During his vacation in Cuba, Dutch photographer Karel Poort began taking photos of a demonstration outside his hotel without knowing that, sometime later, they would become some of the most iconic images of the protest along the Malecón seafront avenue, the so-called Maleconazo, the first major anti-government protest since 1959, which this Monday will be 30 years old.
In his first interview about these events, Poort recalls the frenzied minutes when he ran out of his room, with his Nikon F301 in hand, after hearing a commotion in the street. It was the afternoon of August 5, 1994, on the central Galiano street.
“I was in the shower and heard people shouting and ringing their bicycle bells in the street. I immediately grabbed my camera, some extra film and ran down the stairs,” says the 78-year-old photographer.
The crowd led him to the Deauville Hotel, about 400 meters from his and right in front of Havana’s Malecón seafront avenue. There, as he recalls, people were shouting at the top of their lungs: “Cuba yes, Castro no!” and “Freedom!”
Island in crisis
Poort, who at the time worked as a freelance photographer and sound engineer for Dutch television, did not know it, but the outbreak of the unrest was the result of weeks of tension.
On July 13, the tugboat ‘13 de marzo’ had sunk after its occupants had stolen it to emigrate to the United States; 37 people died.
The survivors blamed the Coast Guard for ramming them, while the Cuban government claimed it was an accident.

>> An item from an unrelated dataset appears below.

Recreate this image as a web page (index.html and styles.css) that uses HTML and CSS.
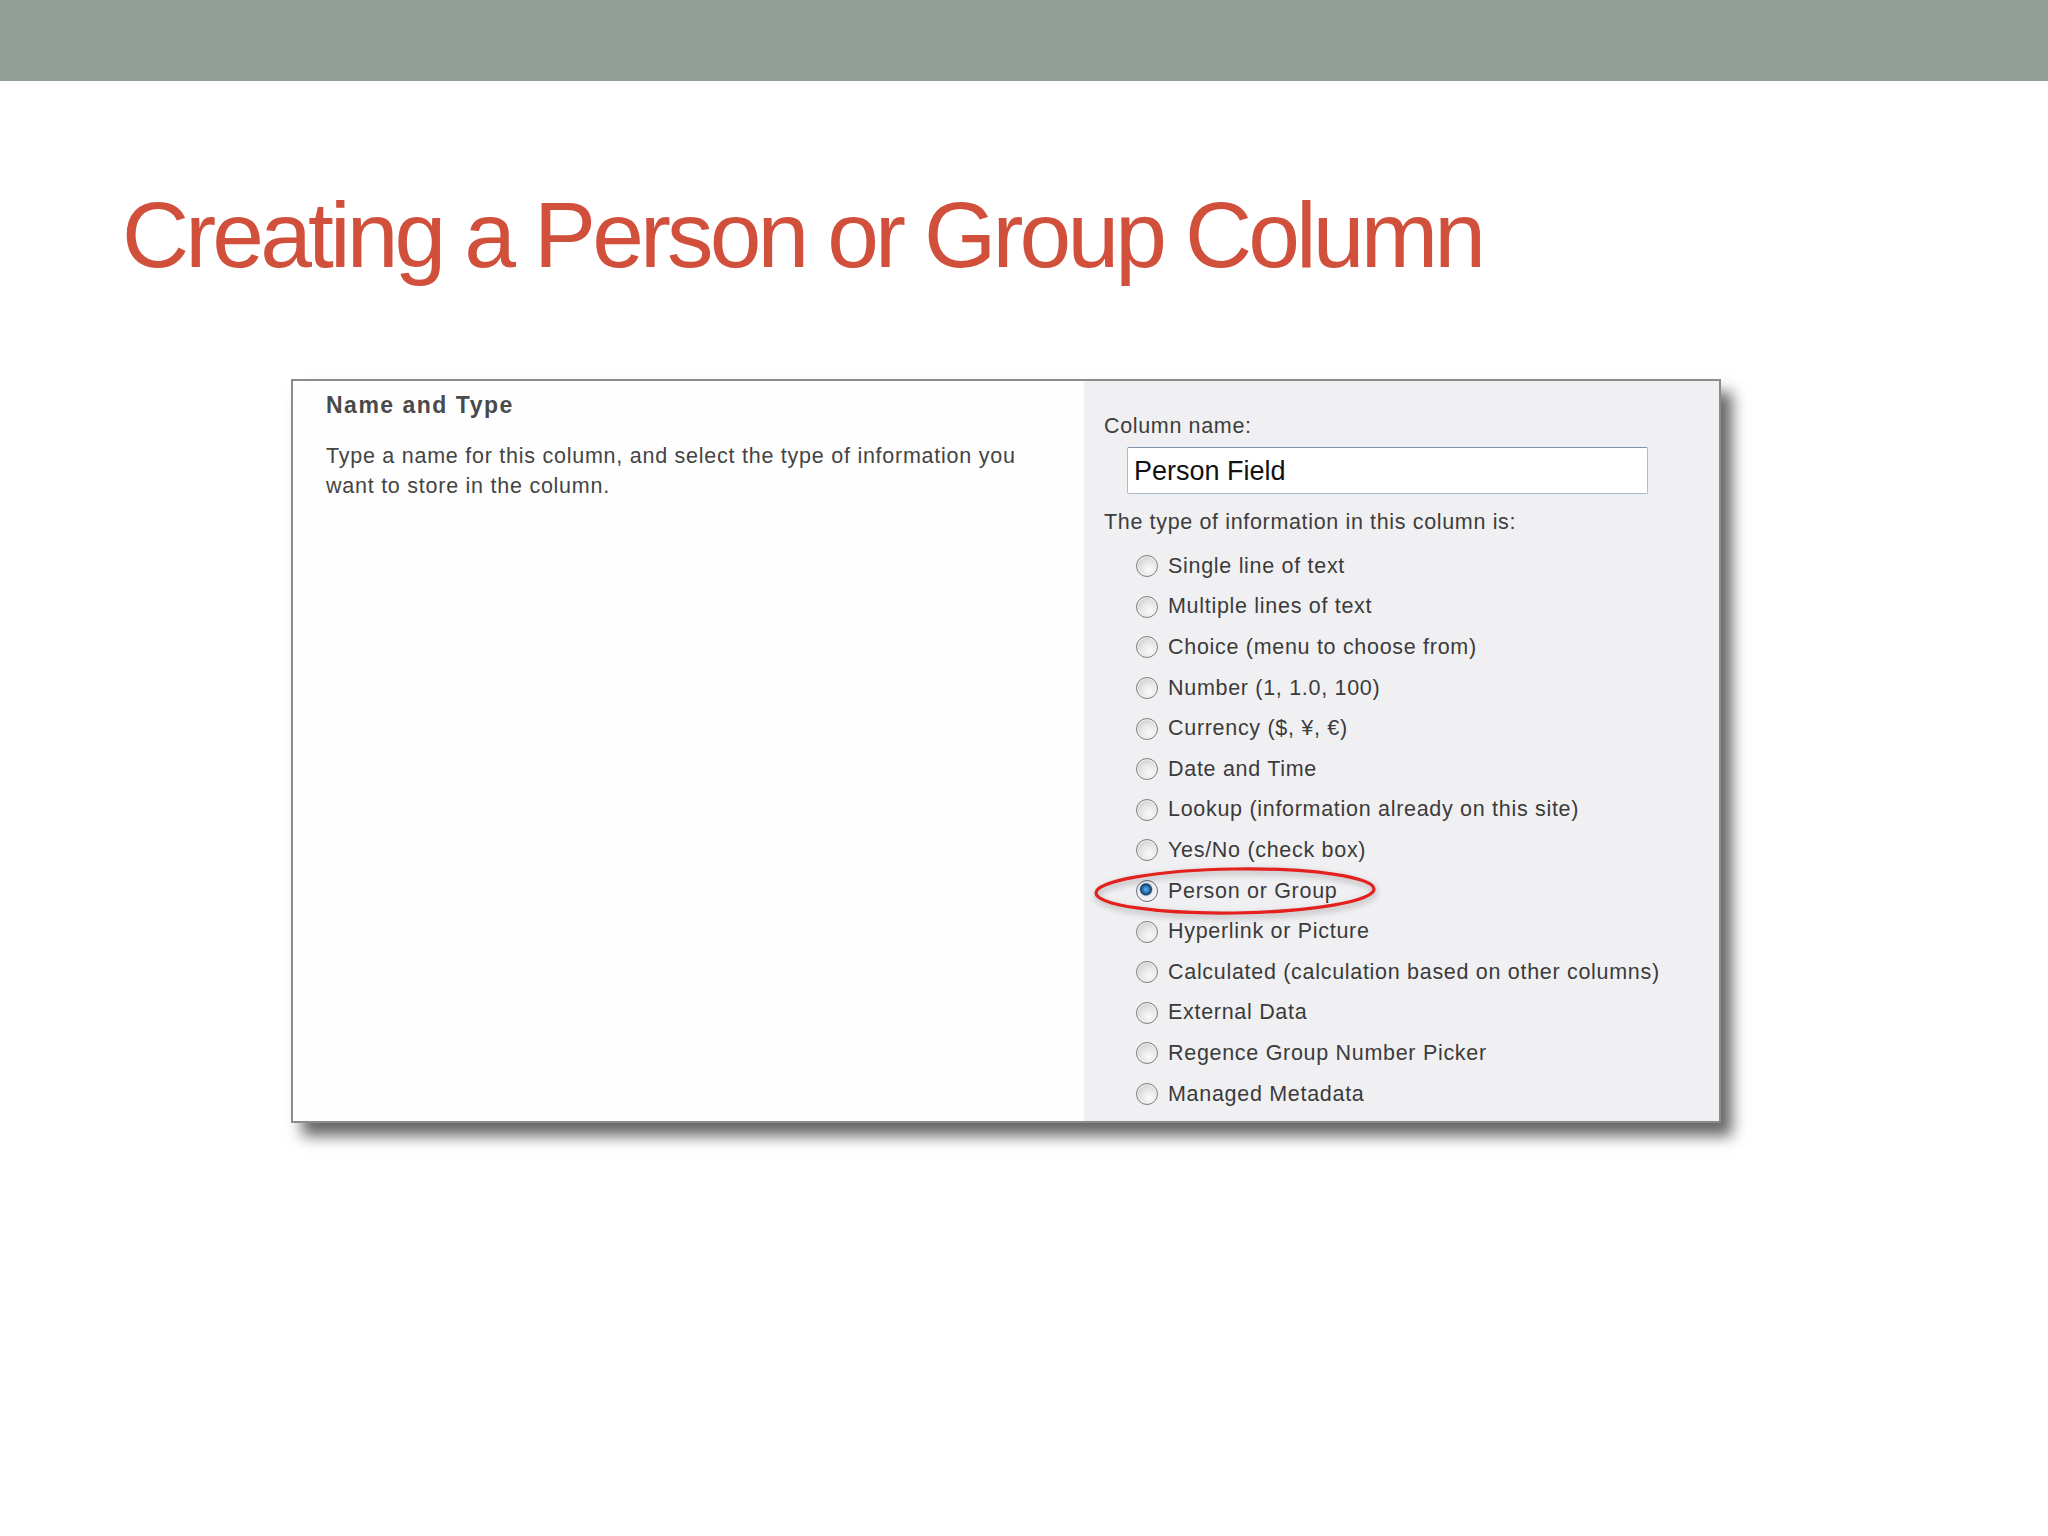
FILE: index.html
```html
<!DOCTYPE html>
<html>
<head>
<meta charset="utf-8">
<link rel="stylesheet" href="styles.css">
</head>
<body>
<div class="band"></div>
<h1 class="title">Creating a Person or Group Column</h1>
<div class="shot">
  <div class="pane-left">
    <div class="section-title">Name and Type</div>
    <p class="desc">Type a name for this column, and select the type of information you want to store in the column.</p>
  </div>
  <div class="pane-right">
    <div class="field-label">Column name:</div>
    <div class="input">Person Field</div>
    <div class="field-label type-label">The type of information in this column is:</div>
    <ul class="options">
      <li class="opt"><span class="radio"></span><span>Single line of text</span></li>
      <li class="opt"><span class="radio"></span><span>Multiple lines of text</span></li>
      <li class="opt"><span class="radio"></span><span>Choice (menu to choose from)</span></li>
      <li class="opt"><span class="radio"></span><span>Number (1, 1.0, 100)</span></li>
      <li class="opt"><span class="radio"></span><span>Currency ($, ¥, €)</span></li>
      <li class="opt"><span class="radio"></span><span>Date and Time</span></li>
      <li class="opt"><span class="radio"></span><span>Lookup (information already on this site)</span></li>
      <li class="opt"><span class="radio"></span><span>Yes/No (check box)</span></li>
      <li class="opt selected"><span class="radio checked"></span><span>Person or Group</span>
        <svg class="ring" width="300" height="64" viewBox="0 0 300 64">
          <ellipse cx="150" cy="31" rx="139" ry="22" fill="none" stroke="#e3211d" stroke-width="3.2" transform="rotate(-0.8 150 31)"/>
        </svg>
      </li>
      <li class="opt"><span class="radio"></span><span>Hyperlink or Picture</span></li>
      <li class="opt"><span class="radio"></span><span>Calculated (calculation based on other columns)</span></li>
      <li class="opt"><span class="radio"></span><span>External Data</span></li>
      <li class="opt"><span class="radio"></span><span>Regence Group Number Picker</span></li>
      <li class="opt"><span class="radio"></span><span>Managed Metadata</span></li>
    </ul>
  </div>
</div>
</body>
</html>
```

FILE: styles.css
```css
html, body {
  margin: 0;
  padding: 0;
  background: #ffffff;
}
body {
  font-family: "Liberation Sans", Arial, sans-serif;
  min-height: 1536px;
}
.band {
  height: 81px;
  background: #929f98;
}
.title {
  margin: 108px 0 0 122px;
  font-family: "Liberation Sans", Arial, sans-serif;
  font-weight: normal;
  font-size: 93px;
  line-height: 93px;
  letter-spacing: -3.9px;
  color: #d1503b;
  white-space: nowrap;
}
.shot {
  margin: 97px 0 0 291px;
  width: 1430px;
  height: 744px;
  box-sizing: border-box;
  border: 2px solid #8b8b8b;
  display: flex;
  box-shadow: 11px 13px 14px rgba(0, 0, 0, 0.6);
  background: #ffffff;
}
.pane-left {
  width: 791px;
  box-sizing: border-box;
  padding: 9px 0 0 33px;
  background: #fefefe;
}
.section-title {
  font-size: 23px;
  font-weight: bold;
  line-height: 30px;
  letter-spacing: 1.5px;
  color: #4a4a4a;
}
.desc {
  margin: 21px 0 0 0;
  width: 712px;
  font-size: 21.5px;
  line-height: 30px;
  letter-spacing: 0.75px;
  color: #444444;
}
.pane-right {
  flex: 1;
  background: #f0f0f2;
  padding: 31px 0 0 20px;
}
.field-label {
  font-size: 21.5px;
  line-height: 28px;
  letter-spacing: 0.65px;
  color: #3d3d3d;
}
.input {
  margin: 7px 0 0 23px;
  width: 521px;
  height: 47px;
  box-sizing: border-box;
  border: 1px solid #a8bcd0;
  border-top-color: #7c94ad;
  border-radius: 2px;
  background: #ffffff;
  padding: 0 0 0 6px;
  font-size: 27px;
  line-height: 47px;
  color: #111111;
}
.type-label {
  margin-top: 14px;
}
.options {
  list-style: none;
  margin: 10px 0 0 0;
  padding: 0 0 0 32px;
}
.opt {
  position: relative;
  height: 40.6px;
  display: flex;
  align-items: center;
  gap: 10px;
  font-size: 21.5px;
  letter-spacing: 0.7px;
  color: #3b3b3b;
}
.radio {
  width: 22px;
  height: 22px;
  flex: none;
  box-sizing: border-box;
  border-radius: 50%;
  border: 1.6px solid #7e7e7e;
  background: radial-gradient(circle at 62% 68%, #fbfbfb 0%, #e3e3e3 50%, #bdbdbd 100%);
  box-shadow: inset 0 0 0 1px #f4f4f4;
}
.radio.checked {
  border-color: #646c74;
  background: radial-gradient(circle at 45% 42%, #6cb6ec 0%, #2670b4 22%, #163f68 34%, #e6e9ec 42%, #f7f7f7 70%, #cdd1d4 100%);
}
.ring {
  position: absolute;
  left: -51px;
  top: -11px;
  overflow: visible;
  filter: drop-shadow(1px 3px 3px rgba(0, 0, 0, 0.3));
}
```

In 1994, the island was in the middle of the Special Period, the economic crisis that hit the country hard after the disappearance of the Soviet Union and the fall of the socialist bloc in Europe.
The rumor of a significant exodus of people to the U.S. coasts led the authorities to establish a maritime blockade in front of the Cuban capital.
Irritated, the islanders demonstrated in numbers that had not been seen since the triumph of Fidel Castro’s revolution.
When the Dutchman arrived at the hotel in front of the Malecón, a Cuban approached him and said: “Keep taking photos and show in your country the disaster that there is here.”
“While that was happening, a group of plainclothes police arrived at the Deauville and started shooting wildly,” he recalls.
Among the thirty photos that Poort gave to EFE, several can be seen of a man, wearing dark glasses, a white shirt and khaki pants, with a short firearm in his hand.
In one of them, he is in front of the hotel, pointing upwards; in another, he is pointing directly at Poort and in others he is seen running towards where the protesters were.
Half an hour after those events, a patrol car stopped behind the photographer: “Three police officers ordered me to hand over the rolls of film and the camera. They grabbed me and, miraculously, I managed to get away and ran as fast as I could to my hotel…I was able to take more photos from the window of my room,” he adds.
The next day, he picked up a piece of paper with the words “Long Live Free Cuba” on the pavement of the half-empty street.
A week later, then-President Fidel Castro ordered that Cubans be allowed to leave by sea. This led to the so-called rafters’ crisis: more than 30,000 left in improvised boats for the United States.
A historical memory
Accustomed to protests in the West, the Dutchman was not aware of the magnitude of what he saw until he heard a Cuban’s explanation.
When the demonstrations broke out, Poort was in the second week of his first vacation in Cuba. He visited the island nine more times until 2002.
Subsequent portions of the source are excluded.